Brief: For the data below, transcribe the part that opens with the line containing "and Tailwind CSS." and closes with the line containing "import React from 'react';", exactly and with no pictures.

Interface markup and scripts:
+ + +

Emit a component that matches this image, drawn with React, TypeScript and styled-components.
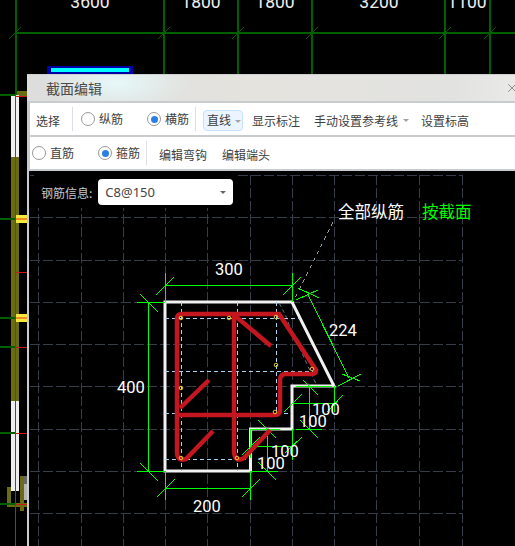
import React from "react";
import styled, { createGlobalStyle } from "styled-components";
import { X } from "lucide-react";

const GlobalStyle = createGlobalStyle`
  html, body { margin: 0; padding: 0; background: #000; }
  body { font-family: "Noto Sans CJK SC", "Noto Sans", sans-serif; overflow: hidden; }
`;

const Stage = styled.div`
  position: relative;
  width: 515px;
  height: 546px;
  overflow: hidden;
  background: #000;
`;

const Backdrop = styled.svg`
  position: absolute;
  inset: 0;
  display: block;
`;

const Dialog = styled.section`
  position: absolute;
  left: 27px;
  top: 74px;
  width: 500px;
  height: 472px;
  display: flex;
  flex-direction: column;
  background: #c9cccf;
`;

const TitleBar = styled.header`
  flex: 0 0 27px;
  display: flex;
  align-items: center;
  justify-content: space-between;
  padding: 0 8px 0 19px;
  background:
    radial-gradient(ellipse 75px 30px at 90px 8px, #e6f8f8 0%, rgba(230, 248, 248, 0) 100%),
    linear-gradient(90deg, #dcdddc 0%, #e4e3de 45%, #e2e2e0 85%, #ebebea 100%);
  border-top: 1px solid #cfcfcf;
  box-sizing: border-box;
  font-size: 14px;
  color: #4a4a4a;
`;

const CloseIcon = styled(X)`
  color: #777;
`;

const Toolbar = styled.div`
  flex: 0 0 32px;
  margin: 2px 0 0 3px;
  display: flex;
  align-items: center;
  background: #fff;
  color: #404040;
  font-size: 12px;
  line-height: 16px;
`;

const ToolLabel = styled.span<{ $ml: number }>`
  margin-left: ${(p) => p.$ml}px;
  position: relative;
  top: 2px;
  white-space: nowrap;
`;

const Divider = styled.i<{ $ml: number }>`
  flex: 0 0 1px;
  height: 24px;
  margin-left: ${(p) => p.$ml}px;
  background: #dcdfe3;
`;

const RadioItem = styled.label<{ $ml: number }>`
  display: flex;
  align-items: center;
  gap: 4px;
  margin-left: ${(p) => p.$ml}px;
  white-space: nowrap;
`;

const RadioMark = styled.span<{ $on?: boolean }>`
  width: 14px;
  height: 14px;
  box-sizing: border-box;
  border: 1px solid #9a9a9a;
  border-radius: 50%;
  background: #fff;
  display: flex;
  align-items: center;
  justify-content: center;
  &::after {
    content: "";
    width: 7px;
    height: 7px;
    border-radius: 50%;
    background: ${(p) => (p.$on ? "#2b7ee6" : "transparent")};
  }
`;

const Caret = styled.i<{ $ml: number }>`
  margin-left: ${(p) => p.$ml}px;
  width: 0;
  height: 0;
  position: relative;
  top: 1px;
  border-left: 3px solid transparent;
  border-right: 3px solid transparent;
  border-top: 3px solid #a3a3a3;
`;

const ModeButton = styled.button`
  width: 40px;
  height: 21px;
  margin-left: 7px;
  position: relative;
  top: 1px;
  padding: 0 0 0 3px;
  box-sizing: border-box;
  display: flex;
  align-items: center;
  border: 1px solid #c6e2ff;
  border-radius: 4px;
  background: #ecf5ff;
  color: #404040;
  font: inherit;
`;

const Canvas = styled.div`
  flex: 1;
  position: relative;
  margin: 2px 0 0 2px;
  background: #000;
`;

const Drawing = styled.svg`
  position: absolute;
  inset: 0;
  display: block;
`;

const FormRow = styled.div`
  position: relative;
  display: flex;
  align-items: center;
  width: 204px;
  height: 37px;
  margin-left: 5px;
  padding: 8px 0 3px 7px;
  box-sizing: border-box;
  background: #000;
  color: #c4c8cc;
  font-size: 12px;
`;

const FormLabel = styled.span`
  flex: 0 0 51px;
  white-space: nowrap;
`;

const SelectBox = styled.div`
  flex: 0 0 135px;
  height: 26px;
  margin-left: 6px;
  padding: 0 7px;
  box-sizing: border-box;
  display: flex;
  align-items: center;
  justify-content: space-between;
  background: #fff;
  border-radius: 4px;
  color: #444;
  font-family: "Noto Sans", sans-serif;
  font-size: 13px;
`;

const SelectCaret = styled.i`
  width: 0;
  height: 0;
  border-left: 3px solid transparent;
  border-right: 3px solid transparent;
  border-top: 3px solid #666;
`;

const Seg = styled.line<{ $c: string; $w?: number; $dash?: string }>`
  stroke: ${(p) => p.$c};
  stroke-width: ${(p) => p.$w ?? 1};
  stroke-dasharray: ${(p) => p.$dash ?? "none"};
  shape-rendering: crispEdges;
`;

const Rebar = styled.path`
  fill: none;
  stroke: #c4161f;
  stroke-width: 4.5;
`;

const Outline = styled.polygon`
  fill: none;
  stroke: #f2f2f2;
  stroke-width: 3;
`;

const Node = styled.circle`
  fill: none;
  stroke: #e8c830;
  stroke-width: 1;
`;

const OffsetPath = styled.path`
  fill: none;
  stroke: #64758a;
  stroke-width: 1;
  stroke-dasharray: 4 3;
`;

const Dim = styled.text<{ $size?: number; $fill?: string; $anchor?: string }>`
  font-family: ${(p) => (p.$anchor === "start" ? '"Noto Sans CJK SC"' : "Roboto")}, sans-serif;
  font-weight: 400;
  font-size: ${(p) => p.$size ?? 16.5}px;
  fill: ${(p) => p.$fill ?? "#ffffff"};
  text-anchor: ${(p) => p.$anchor ?? "middle"};
`;

const Block = styled.rect<{ $c: string }>`
  fill: ${(p) => p.$c};
  shape-rendering: crispEdges;
`;

type L = [number, number, number, number];

const DARK_GREEN = "#006000";
const backLines: L[] = [
  [16, 0, 16, 95], [164, 0, 164, 74], [238, 0, 238, 74],
  [312, 0, 312, 74], [445, 0, 445, 74], [490, 0, 490, 74],
  [9, 39, 21, 27], [158, 39, 170, 27], [232, 39, 244, 27], [306, 39, 318, 27],
  [439, 39, 451, 27], [484, 39, 496, 27],
  [0, 95, 16, 95], [0, 219, 15, 219], [0, 318, 15, 318], [0, 347, 15, 347],
  [0, 433, 15, 433], [0, 504, 15, 504],
];
const redLines: L[] = [
  [15, 95, 15, 546], [16, 96, 27, 96], [15, 272, 27, 272], [15, 347, 27, 347],
  [15, 433, 27, 433], [15, 504, 27, 504],
];
type R = [number, number, number, number, string];
const blocks: R[] = [
  [16, 32, 499, 2, DARK_GREEN],
  [16, 91, 11, 5, "#6b6b14"], [11, 95, 8, 62, "#f0f0f0"], [11, 157, 8, 244, "#6b6b14"],
  [16, 215, 11, 8, "#f4e83c"], [16, 218, 11, 2, "#f08a24"],
  [16, 314, 11, 8, "#f4e83c"], [16, 317, 11, 2, "#f08a24"], [11, 401, 8, 90, "#eeeeee"],
  [7, 487, 4, 20, "#6b6b14"], [7, 503, 20, 4, "#6b6b14"], [20, 476, 4, 35, "#6b6b14"],
  [24, 476, 3, 8, "#666666"], [24, 484, 3, 16, "#b4b4b4"],
  [47, 66, 86, 8, "#0000a8"], [51, 68, 78, 4, "#00ffff"],
];

const tops = [
  { t: "3600", x: 90 }, { t: "1800", x: 201 }, { t: "1800", x: 275 },
  { t: "3200", x: 379 }, { t: "1100", x: 467 },
];

const gridX = [38, 81, 123, 165, 207, 250, 292, 334, 376, 419, 462];
const gridY = [175, 217, 260, 302, 344, 386, 429, 471, 513];

const guides: L[] = [
  [165, 318, 300, 318], [165, 371, 315, 371], [165, 413, 292, 413], [165, 459, 250, 459],
  [181, 302, 181, 471], [237, 302, 237, 471], [276, 302, 276, 413],
];

const dims: L[] = [
  // 300
  [165, 285, 292, 285], [165, 273, 165, 302], [292, 273, 292, 302], [156, 295, 174, 277], [283, 295, 301, 277],
  // 400
  [148, 302, 148, 471], [137, 302, 165, 302], [137, 471, 165, 471], [140, 294, 158, 312], [140, 463, 158, 481],
  // 200
  [165, 488, 250, 488], [165, 471, 165, 500], [250, 471, 250, 500], [157, 497, 175, 479], [242, 497, 260, 479],
  // 224
  [308, 295, 349, 378], [296, 300, 318, 290], [298, 288, 319, 298], [338, 386, 361, 374], [342, 374, 360, 381],
  // 100 upper right
  [296, 386, 332, 386], [309, 386, 309, 429], [303, 380, 318, 395], [296, 429, 322, 429], [300, 420, 318, 438],
  [292, 403, 334, 403], [334, 386, 334, 412], [284, 412, 302, 394], [327, 412, 343, 395],
  // 100 lower left
  [250, 429, 280, 429], [267, 429, 267, 471], [258, 420, 276, 438], [250, 446, 292, 446], [292, 429, 292, 460],
  [250, 429, 250, 458], [242, 455, 260, 437], [285, 453, 302, 437], [250, 471, 278, 471], [258, 462, 276, 480],
];

const nodes = [
  [181, 318], [229, 318], [276, 317], [276, 365], [312, 369],
  [181, 388], [181, 458], [237, 458], [275, 412],
];

const labels = [
  { t: "300", x: 229, y: 275 }, { t: "400", x: 131, y: 393 }, { t: "200", x: 207, y: 512 },
  { t: "224", x: 343, y: 336 }, { t: "100", x: 326, y: 415 }, { t: "100", x: 313, y: 427 },
  { t: "100", x: 285, y: 457 }, { t: "100", x: 271, y: 469 },
];

export default function App() {
  return (
    <Stage>
      <GlobalStyle />
      <Backdrop width={515} height={546} viewBox="0 0 515 546">
        {blocks.map(([x, y, w, h, c], i) => (
          <Block key={i} x={x} y={y} width={w} height={h} $c={c} />
        ))}
        {backLines.map(([x1, y1, x2, y2], i) => (
          <Seg key={i} x1={x1} y1={y1} x2={x2} y2={y2} $c={DARK_GREEN} $w={1.2} />
        ))}
        {redLines.map(([x1, y1, x2, y2], i) => (
          <Seg key={i} x1={x1} y1={y1} x2={x2} y2={y2} $c="#c81818" />
        ))}
        {tops.map((d) => (
          <Dim key={d.x} x={d.x} y={8} $size={17.5} $fill="#eeeeee">{d.t}</Dim>
        ))}
      </Backdrop>

      <Dialog>
        <TitleBar>
          <span>截面编辑</span>
          <CloseIcon size={14} strokeWidth={1.4} />
        </TitleBar>

        <Toolbar>
          <ToolLabel $ml={6}>选择</ToolLabel>
          <Divider $ml={12} />
          <RadioItem $ml={8}><RadioMark />纵筋</RadioItem>
          <RadioItem $ml={24}><RadioMark $on />横筋</RadioItem>
          <Divider $ml={6} />
          <ModeButton>直线<Caret $ml={4} /></ModeButton>
          <ToolLabel $ml={9}>显示标注</ToolLabel>
          <ToolLabel $ml={14}>手动设置参考线</ToolLabel>
          <Caret $ml={5} />
          <ToolLabel $ml={12}>设置标高</ToolLabel>
        </Toolbar>

        <Toolbar>
          <RadioItem $ml={2}><RadioMark />直筋</RadioItem>
          <RadioItem $ml={24}><RadioMark $on />箍筋</RadioItem>
          <Divider $ml={6} />
          <ToolLabel $ml={12}>编辑弯钩</ToolLabel>
          <ToolLabel $ml={15}>编辑端头</ToolLabel>
        </Toolbar>

        <Canvas>
          <Drawing width={498} height={375} viewBox="29 171 498 375">
            {gridY.map((y) => (
              <Seg key={y} x1={30} y1={y} x2={462} y2={y} $c="#363c48" $dash="10 3" />
            ))}
            {gridX.map((x) => (
              <Seg key={x} x1={x} y1={175} x2={x} y2={546} $c="#363c48" $dash="10 3" />
            ))}
            <Seg x1={333} y1={222} x2={293} y2={302} $c="#9a9a9a" $dash="4 4" />
            <Outline points="165,302 292,302 334,386 292,386 292,429 250.5,429 250.5,471 165,471" />
            <OffsetPath d="M279 303 Q286 315 288 322 L316 384" />
            {dims.map(([x1, y1, x2, y2], i) => (
              <Seg key={i} x1={x1} y1={y1} x2={x2} y2={y2} $c="#00ff00" />
            ))}
            {guides.map(([x1, y1, x2, y2], i) => (
              <Seg key={i} x1={x1} y1={y1} x2={x2} y2={y2} $c="#a9d3f2" $dash="4 3" />
            ))}
            <Rebar d="M177 319 Q177 314 182 314 H279 L316 370 Q316 374 312 374 H286 Q280 374 280 380 V410 Q280 415 275 415 H177" />
            <Rebar d="M177 319 V452 Q177 462 186 459 L213 431" />
            <Rebar d="M234 314 V452 Q235 463 244 458 L270 430" />
            <Rebar d="M180 408 L209 380" />
            <Rebar d="M234 315 L271 346" />
            {nodes.map(([cx, cy], i) => (
              <Node key={i} cx={cx} cy={cy} r={1.8} />
            ))}
            {labels.map((l, i) => (
              <Dim key={i} x={l.x} y={l.y}>{l.t}</Dim>
            ))}
            <Dim x={338} y={218} $anchor="start" $size={16.5}>全部纵筋</Dim>
            <Dim x={422} y={218} $anchor="start" $size={16.5} $fill="#00ff00">按截面</Dim>
          </Drawing>
          <FormRow>
            <FormLabel>钢筋信息:</FormLabel>
            <SelectBox>
              <span>C8@150</span>
              <SelectCaret />
            </SelectBox>
          </FormRow>
        </Canvas>
      </Dialog>
    </Stage>
  );
}
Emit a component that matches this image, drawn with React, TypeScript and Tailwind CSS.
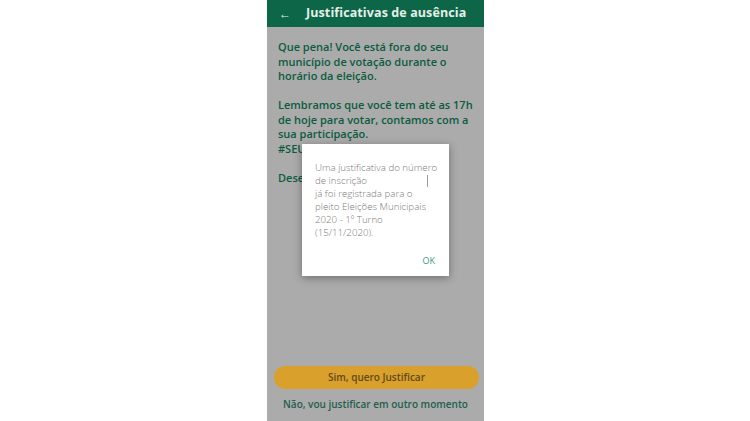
import React from 'react';

export default function App() {
  return (
    <div className="w-[750px] h-[421px] bg-white flex justify-center" style={{ fontFamily: '"Open Sans", sans-serif' }}>
      <div className="relative w-[217px] h-full ml-[1px] flex flex-col bg-[#ababab] overflow-hidden">
        <header className="h-[27px] bg-[#0d6647] flex items-center px-[12px] gap-[15px] text-[#e6efe9] shrink-0">
          <span className="text-[12px] leading-none">&larr;</span>
          <h1 className="text-[12.5px] font-bold tracking-[0.1px]">Justificativas de ausência</h1>
        </header>
        <main className="flex-1 flex flex-col px-[11px] pt-[13px] pb-[9px]">
          <div className="text-[11px] leading-[14.5px] font-semibold text-[#0c5b3f] flex-1">
            <p>Que pena! Você está fora do seu município de votação durante o horário da eleição.</p>
            <p className="mt-[14.5px]">
              Lembramos que você tem até as 17h de hoje para votar, contamos com a sua participação.
              <br />
              #SEUVOTOFAZADIFERENÇA
            </p>
            <p className="mt-[14.5px]">Deseja justificar sua ausência?</p>
          </div>
          <button className="h-[23px] w-[205px] -ml-[4px] rounded-full bg-[#d9a12b] text-[10px] font-semibold text-[#62481a] mb-[8px]">
            Sim, quero Justificar
          </button>
          <button className="text-[10px] font-semibold text-[#1f5e4f] text-center">
            Não, vou justificar em outro momento
          </button>
        </main>
        <div className="absolute left-[35px] top-[144px] w-[147px] h-[132px] bg-white shadow-[0_2px_8px_rgba(0,0,0,0.35)] flex flex-col pl-[13px] pr-[10px] pt-[17px] pb-[9px]">
          <p className="text-[9.7px] leading-[13px] font-light text-[#7a7a7a]">
            Uma justificativa do número de inscrição
            <span className="inline-block align-top w-[60px] h-[12px] border-r border-[#9a9a9a] ml-[1px] mt-[1px]" />
            <br />
            já foi registrada para o pleito Eleições Municipais 2020 - 1º Turno (15/11/2020).
          </p>
          <div className="mt-auto flex justify-end">
            <span className="text-[9px] text-[#3f9a86] pr-[4px]">OK</span>
          </div>
        </div>
      </div>
    </div>
  );
}
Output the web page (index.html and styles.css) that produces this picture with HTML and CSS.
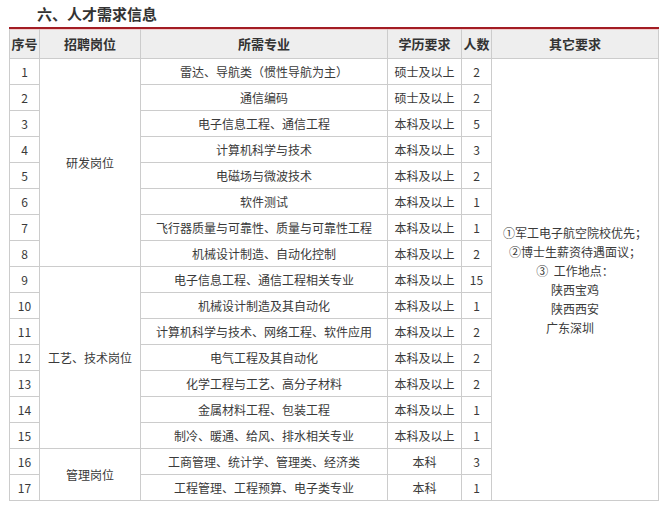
FILE: index.html
```html
<!DOCTYPE html>
<html lang="zh-CN">
<head>
<meta charset="utf-8">
<title>人才需求信息</title>
<link rel="stylesheet" href="styles.css">
</head>
<body>
<div class="page">
  <h2 class="title">六、人才需求信息</h2>
  <table class="jobs">
    <colgroup>
      <col class="c-no">
      <col class="c-pos">
      <col class="c-major">
      <col class="c-edu">
      <col class="c-num">
      <col class="c-other">
    </colgroup>
    <thead>
      <tr>
        <th>序号</th>
        <th>招聘岗位</th>
        <th>所需专业</th>
        <th>学历要求</th>
        <th>人数</th>
        <th>其它要求</th>
      </tr>
    </thead>
    <tbody>
      <tr>
        <td>1</td>
        <td rowspan="8">研发岗位</td>
        <td>雷达、导航类（惯性导航为主）</td>
        <td>硕士及以上</td>
        <td>2</td>
        <td rowspan="17" class="other">
          <div>①军工电子航空院校优先；</div>
          <div>②博士生薪资待遇面议；</div>
          <div>③&nbsp;&nbsp;工作地点：</div>
          <div>陕西宝鸡</div>
          <div>陕西西安</div>
          <div class="shift">广东深圳</div>
        </td>
      </tr>
      <tr><td>2</td><td>通信编码</td><td>硕士及以上</td><td>2</td></tr>
      <tr><td>3</td><td>电子信息工程、通信工程</td><td>本科及以上</td><td>5</td></tr>
      <tr><td>4</td><td>计算机科学与技术</td><td>本科及以上</td><td>3</td></tr>
      <tr><td>5</td><td>电磁场与微波技术</td><td>本科及以上</td><td>2</td></tr>
      <tr><td>6</td><td>软件测试</td><td>本科及以上</td><td>1</td></tr>
      <tr><td>7</td><td>飞行器质量与可靠性、质量与可靠性工程</td><td>本科及以上</td><td>1</td></tr>
      <tr><td>8</td><td>机械设计制造、自动化控制</td><td>本科及以上</td><td>2</td></tr>
      <tr>
        <td>9</td>
        <td rowspan="7">工艺、技术岗位</td>
        <td>电子信息工程、通信工程相关专业</td>
        <td>本科及以上</td>
        <td>15</td>
      </tr>
      <tr><td>10</td><td>机械设计制造及其自动化</td><td>本科及以上</td><td>1</td></tr>
      <tr><td>11</td><td>计算机科学与技术、网络工程、软件应用</td><td>本科及以上</td><td>2</td></tr>
      <tr><td>12</td><td>电气工程及其自动化</td><td>本科及以上</td><td>2</td></tr>
      <tr><td>13</td><td>化学工程与工艺、高分子材料</td><td>本科及以上</td><td>2</td></tr>
      <tr><td>14</td><td>金属材料工程、包装工程</td><td>本科及以上</td><td>1</td></tr>
      <tr><td>15</td><td>制冷、暖通、给风、排水相关专业</td><td>本科及以上</td><td>1</td></tr>
      <tr>
        <td>16</td>
        <td rowspan="2">管理岗位</td>
        <td>工商管理、统计学、管理类、经济类</td>
        <td>本科</td>
        <td>3</td>
      </tr>
      <tr><td>17</td><td>工程管理、工程预算、电子类专业</td><td>本科</td><td>1</td></tr>
    </tbody>
  </table>
</div>
</body>
</html>
```
FILE: styles.css
```css
html, body {
  margin: 0;
  padding: 0;
  background: #ffffff;
}
body {
  font-family: "Noto Sans CJK SC", "Liberation Sans", sans-serif;
  color: #333333;
}
.page {
  padding-left: 9px;
}
.title {
  margin: 0;
  padding-left: 28px;
  height: 27px;
  line-height: 27px;
  font-size: 15px;
  font-weight: bold;
  color: #333333;
}
.jobs {
  border-collapse: collapse;
  table-layout: fixed;
  width: 649px;
  font-size: 12px;
}
.c-no { width: 30px; }
.c-pos { width: 101px; }
.c-major { width: 247px; }
.c-edu { width: 74px; }
.c-num { width: 30px; }
.c-other { width: 167px; }
.jobs th {
  height: 29px;
  padding: 0;
  background: #eeeeee;
  border: 1px solid #cccccc;
  border-top: 2px solid #a31d24;
  box-shadow: inset 0 1px 0 #f3caca;
  font-size: 13px;
  font-weight: bold;
  color: #333333;
  text-align: center;
  vertical-align: middle;
  white-space: nowrap;
}
.jobs td {
  height: 25px;
  padding: 0;
  border: 1px solid #cccccc;
  text-align: center;
  vertical-align: middle;
  line-height: 16px;
  white-space: nowrap;
  color: #3a3a3a;
}
.jobs td.other {
  line-height: 19px;
  white-space: normal;
}
.shift {
  padding-right: 10px;
}
```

+ + +

Full output:
Emit a component that matches this image, drawn with React, TypeScript and Tailwind CSS.
import React from 'react';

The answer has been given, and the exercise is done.